SOURCE DATA:
----

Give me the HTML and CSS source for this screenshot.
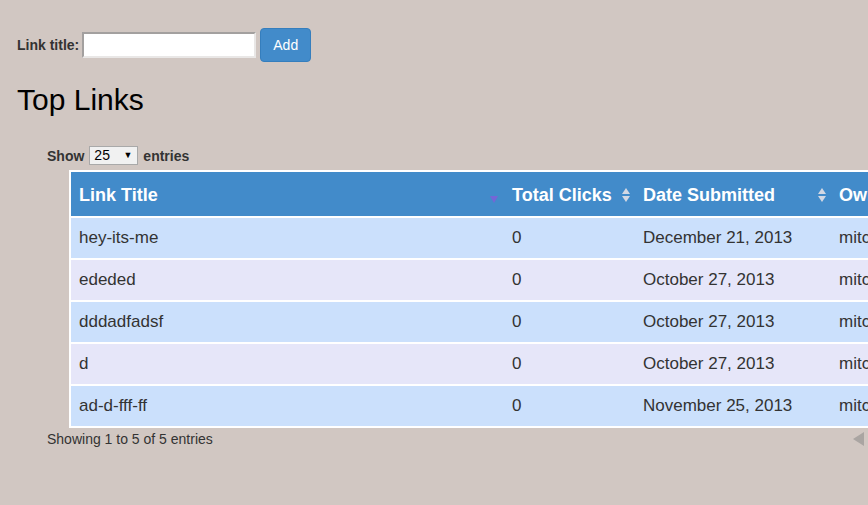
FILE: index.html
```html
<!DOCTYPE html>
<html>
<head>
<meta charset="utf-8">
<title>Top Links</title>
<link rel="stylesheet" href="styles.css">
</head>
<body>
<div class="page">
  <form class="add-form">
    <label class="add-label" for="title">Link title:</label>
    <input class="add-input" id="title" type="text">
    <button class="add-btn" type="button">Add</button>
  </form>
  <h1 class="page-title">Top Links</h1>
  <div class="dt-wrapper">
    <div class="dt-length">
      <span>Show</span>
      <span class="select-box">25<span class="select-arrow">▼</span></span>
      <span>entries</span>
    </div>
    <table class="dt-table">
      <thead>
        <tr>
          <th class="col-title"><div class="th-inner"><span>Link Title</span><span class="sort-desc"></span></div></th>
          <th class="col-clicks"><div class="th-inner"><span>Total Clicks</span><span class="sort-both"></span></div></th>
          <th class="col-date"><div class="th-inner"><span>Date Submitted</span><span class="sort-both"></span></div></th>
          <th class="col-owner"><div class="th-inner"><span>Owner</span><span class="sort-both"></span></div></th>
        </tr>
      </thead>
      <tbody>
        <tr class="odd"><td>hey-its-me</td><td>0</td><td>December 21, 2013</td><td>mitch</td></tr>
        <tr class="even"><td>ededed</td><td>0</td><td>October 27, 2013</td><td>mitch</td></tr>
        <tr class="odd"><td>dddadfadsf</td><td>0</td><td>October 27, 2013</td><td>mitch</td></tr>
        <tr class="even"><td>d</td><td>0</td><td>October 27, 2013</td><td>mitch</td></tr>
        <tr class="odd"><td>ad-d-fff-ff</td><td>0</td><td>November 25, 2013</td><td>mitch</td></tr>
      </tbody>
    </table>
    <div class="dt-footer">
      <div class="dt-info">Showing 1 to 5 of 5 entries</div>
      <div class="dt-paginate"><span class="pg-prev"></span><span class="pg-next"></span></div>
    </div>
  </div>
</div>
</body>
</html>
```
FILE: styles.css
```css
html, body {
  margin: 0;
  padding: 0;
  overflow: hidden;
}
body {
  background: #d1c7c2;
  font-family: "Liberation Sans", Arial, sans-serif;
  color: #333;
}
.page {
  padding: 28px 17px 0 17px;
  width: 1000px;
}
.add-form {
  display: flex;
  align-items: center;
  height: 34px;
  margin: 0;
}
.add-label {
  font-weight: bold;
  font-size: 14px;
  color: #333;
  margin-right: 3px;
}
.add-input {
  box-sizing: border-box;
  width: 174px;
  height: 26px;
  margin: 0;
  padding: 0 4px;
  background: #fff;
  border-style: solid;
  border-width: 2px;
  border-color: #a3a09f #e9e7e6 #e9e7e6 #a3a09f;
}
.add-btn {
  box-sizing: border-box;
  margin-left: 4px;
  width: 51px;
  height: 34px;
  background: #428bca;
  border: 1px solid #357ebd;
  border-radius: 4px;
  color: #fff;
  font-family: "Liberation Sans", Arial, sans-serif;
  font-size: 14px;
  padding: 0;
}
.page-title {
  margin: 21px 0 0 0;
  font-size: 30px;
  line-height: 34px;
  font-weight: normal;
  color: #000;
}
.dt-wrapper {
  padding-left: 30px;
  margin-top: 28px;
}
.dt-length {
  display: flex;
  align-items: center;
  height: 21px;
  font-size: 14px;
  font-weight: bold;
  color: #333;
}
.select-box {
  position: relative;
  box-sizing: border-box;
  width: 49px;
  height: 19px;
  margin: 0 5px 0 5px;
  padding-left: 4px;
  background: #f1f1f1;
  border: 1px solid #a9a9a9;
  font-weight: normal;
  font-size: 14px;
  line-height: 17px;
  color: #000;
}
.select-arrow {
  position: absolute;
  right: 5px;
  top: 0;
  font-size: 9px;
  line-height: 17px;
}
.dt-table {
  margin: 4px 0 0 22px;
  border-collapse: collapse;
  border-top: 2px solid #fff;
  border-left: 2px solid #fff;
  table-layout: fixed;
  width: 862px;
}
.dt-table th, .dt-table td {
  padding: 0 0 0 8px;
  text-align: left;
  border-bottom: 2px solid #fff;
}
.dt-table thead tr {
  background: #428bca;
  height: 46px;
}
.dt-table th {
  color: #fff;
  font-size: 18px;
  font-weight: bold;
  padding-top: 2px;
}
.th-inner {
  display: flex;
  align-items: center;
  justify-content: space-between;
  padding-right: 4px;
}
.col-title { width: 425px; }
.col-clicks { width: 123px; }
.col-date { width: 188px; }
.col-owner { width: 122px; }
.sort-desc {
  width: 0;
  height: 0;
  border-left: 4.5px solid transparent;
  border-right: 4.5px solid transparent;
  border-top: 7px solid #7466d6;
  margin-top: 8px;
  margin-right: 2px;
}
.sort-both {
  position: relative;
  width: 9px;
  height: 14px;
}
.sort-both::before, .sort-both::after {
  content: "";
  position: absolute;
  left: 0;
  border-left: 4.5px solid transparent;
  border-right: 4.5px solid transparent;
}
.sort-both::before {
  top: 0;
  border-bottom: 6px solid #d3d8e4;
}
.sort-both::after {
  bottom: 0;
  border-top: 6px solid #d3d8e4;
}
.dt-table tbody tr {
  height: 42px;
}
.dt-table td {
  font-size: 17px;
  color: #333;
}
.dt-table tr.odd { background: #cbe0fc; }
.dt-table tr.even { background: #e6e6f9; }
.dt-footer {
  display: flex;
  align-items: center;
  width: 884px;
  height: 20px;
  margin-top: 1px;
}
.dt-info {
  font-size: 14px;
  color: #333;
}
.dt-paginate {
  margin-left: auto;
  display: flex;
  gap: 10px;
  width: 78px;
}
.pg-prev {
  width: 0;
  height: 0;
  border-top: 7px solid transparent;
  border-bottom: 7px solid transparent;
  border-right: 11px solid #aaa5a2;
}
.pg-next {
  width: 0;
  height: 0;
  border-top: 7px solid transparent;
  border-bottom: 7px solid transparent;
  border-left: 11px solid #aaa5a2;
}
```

----

WHAT IS BEING ASKED: Copy each line in full and exactly, omitting any picture.

SOLUTION TO THIS PROBLEM:
Give me the HTML and CSS source for this screenshot.
FILE: index.html
```html
<!DOCTYPE html>
<html>
<head>
<meta charset="utf-8">
<title>Top Links</title>
<link rel="stylesheet" href="styles.css">
</head>
<body>
<div class="page">
  <form class="add-form">
    <label class="add-label" for="title">Link title:</label>
    <input class="add-input" id="title" type="text">
    <button class="add-btn" type="button">Add</button>
  </form>
  <h1 class="page-title">Top Links</h1>
  <div class="dt-wrapper">
    <div class="dt-length">
      <span>Show</span>
      <span class="select-box">25<span class="select-arrow">▼</span></span>
      <span>entries</span>
    </div>
    <table class="dt-table">
      <thead>
        <tr>
          <th class="col-title"><div class="th-inner"><span>Link Title</span><span class="sort-desc"></span></div></th>
          <th class="col-clicks"><div class="th-inner"><span>Total Clicks</span><span class="sort-both"></span></div></th>
          <th class="col-date"><div class="th-inner"><span>Date Submitted</span><span class="sort-both"></span></div></th>
          <th class="col-owner"><div class="th-inner"><span>Owner</span><span class="sort-both"></span></div></th>
        </tr>
      </thead>
      <tbody>
        <tr class="odd"><td>hey-its-me</td><td>0</td><td>December 21, 2013</td><td>mitch</td></tr>
        <tr class="even"><td>ededed</td><td>0</td><td>October 27, 2013</td><td>mitch</td></tr>
        <tr class="odd"><td>dddadfadsf</td><td>0</td><td>October 27, 2013</td><td>mitch</td></tr>
        <tr class="even"><td>d</td><td>0</td><td>October 27, 2013</td><td>mitch</td></tr>
        <tr class="odd"><td>ad-d-fff-ff</td><td>0</td><td>November 25, 2013</td><td>mitch</td></tr>
      </tbody>
    </table>
    <div class="dt-footer">
      <div class="dt-info">Showing 1 to 5 of 5 entries</div>
      <div class="dt-paginate"><span class="pg-prev"></span><span class="pg-next"></span></div>
    </div>
  </div>
</div>
</body>
</html>
```
FILE: styles.css
```css
html, body {
  margin: 0;
  padding: 0;
  overflow: hidden;
}
body {
  background: #d1c7c2;
  font-family: "Liberation Sans", Arial, sans-serif;
  color: #333;
}
.page {
  padding: 28px 17px 0 17px;
  width: 1000px;
}
.add-form {
  display: flex;
  align-items: center;
  height: 34px;
  margin: 0;
}
.add-label {
  font-weight: bold;
  font-size: 14px;
  color: #333;
  margin-right: 3px;
}
.add-input {
  box-sizing: border-box;
  width: 174px;
  height: 26px;
  margin: 0;
  padding: 0 4px;
  background: #fff;
  border-style: solid;
  border-width: 2px;
  border-color: #a3a09f #e9e7e6 #e9e7e6 #a3a09f;
}
.add-btn {
  box-sizing: border-box;
  margin-left: 4px;
  width: 51px;
  height: 34px;
  background: #428bca;
  border: 1px solid #357ebd;
  border-radius: 4px;
  color: #fff;
  font-family: "Liberation Sans", Arial, sans-serif;
  font-size: 14px;
  padding: 0;
}
.page-title {
  margin: 21px 0 0 0;
  font-size: 30px;
  line-height: 34px;
  font-weight: normal;
  color: #000;
}
.dt-wrapper {
  padding-left: 30px;
  margin-top: 28px;
}
.dt-length {
  display: flex;
  align-items: center;
  height: 21px;
  font-size: 14px;
  font-weight: bold;
  color: #333;
}
.select-box {
  position: relative;
  box-sizing: border-box;
  width: 49px;
  height: 19px;
  margin: 0 5px 0 5px;
  padding-left: 4px;
  background: #f1f1f1;
  border: 1px solid #a9a9a9;
  font-weight: normal;
  font-size: 14px;
  line-height: 17px;
  color: #000;
}
.select-arrow {
  position: absolute;
  right: 5px;
  top: 0;
  font-size: 9px;
  line-height: 17px;
}
.dt-table {
  margin: 4px 0 0 22px;
  border-collapse: collapse;
  border-top: 2px solid #fff;
  border-left: 2px solid #fff;
  table-layout: fixed;
  width: 862px;
}
.dt-table th, .dt-table td {
  padding: 0 0 0 8px;
  text-align: left;
  border-bottom: 2px solid #fff;
}
.dt-table thead tr {
  background: #428bca;
  height: 46px;
}
.dt-table th {
  color: #fff;
  font-size: 18px;
  font-weight: bold;
  padding-top: 2px;
}
.th-inner {
  display: flex;
  align-items: center;
  justify-content: space-between;
  padding-right: 4px;
}
.col-title { width: 425px; }
.col-clicks { width: 123px; }
.col-date { width: 188px; }
.col-owner { width: 122px; }
.sort-desc {
  width: 0;
  height: 0;
  border-left: 4.5px solid transparent;
  border-right: 4.5px solid transparent;
  border-top: 7px solid #7466d6;
  margin-top: 8px;
  margin-right: 2px;
}
.sort-both {
  position: relative;
  width: 9px;
  height: 14px;
}
.sort-both::before, .sort-both::after {
  content: "";
  position: absolute;
  left: 0;
  border-left: 4.5px solid transparent;
  border-right: 4.5px solid transparent;
}
.sort-both::before {
  top: 0;
  border-bottom: 6px solid #d3d8e4;
}
.sort-both::after {
  bottom: 0;
  border-top: 6px solid #d3d8e4;
}
.dt-table tbody tr {
  height: 42px;
}
.dt-table td {
  font-size: 17px;
  color: #333;
}
.dt-table tr.odd { background: #cbe0fc; }
.dt-table tr.even { background: #e6e6f9; }
.dt-footer {
  display: flex;
  align-items: center;
  width: 884px;
  height: 20px;
  margin-top: 1px;
}
.dt-info {
  font-size: 14px;
  color: #333;
}
.dt-paginate {
  margin-left: auto;
  display: flex;
  gap: 10px;
  width: 78px;
}
.pg-prev {
  width: 0;
  height: 0;
  border-top: 7px solid transparent;
  border-bottom: 7px solid transparent;
  border-right: 11px solid #aaa5a2;
}
.pg-next {
  width: 0;
  height: 0;
  border-top: 7px solid transparent;
  border-bottom: 7px solid transparent;
  border-left: 11px solid #aaa5a2;
}
```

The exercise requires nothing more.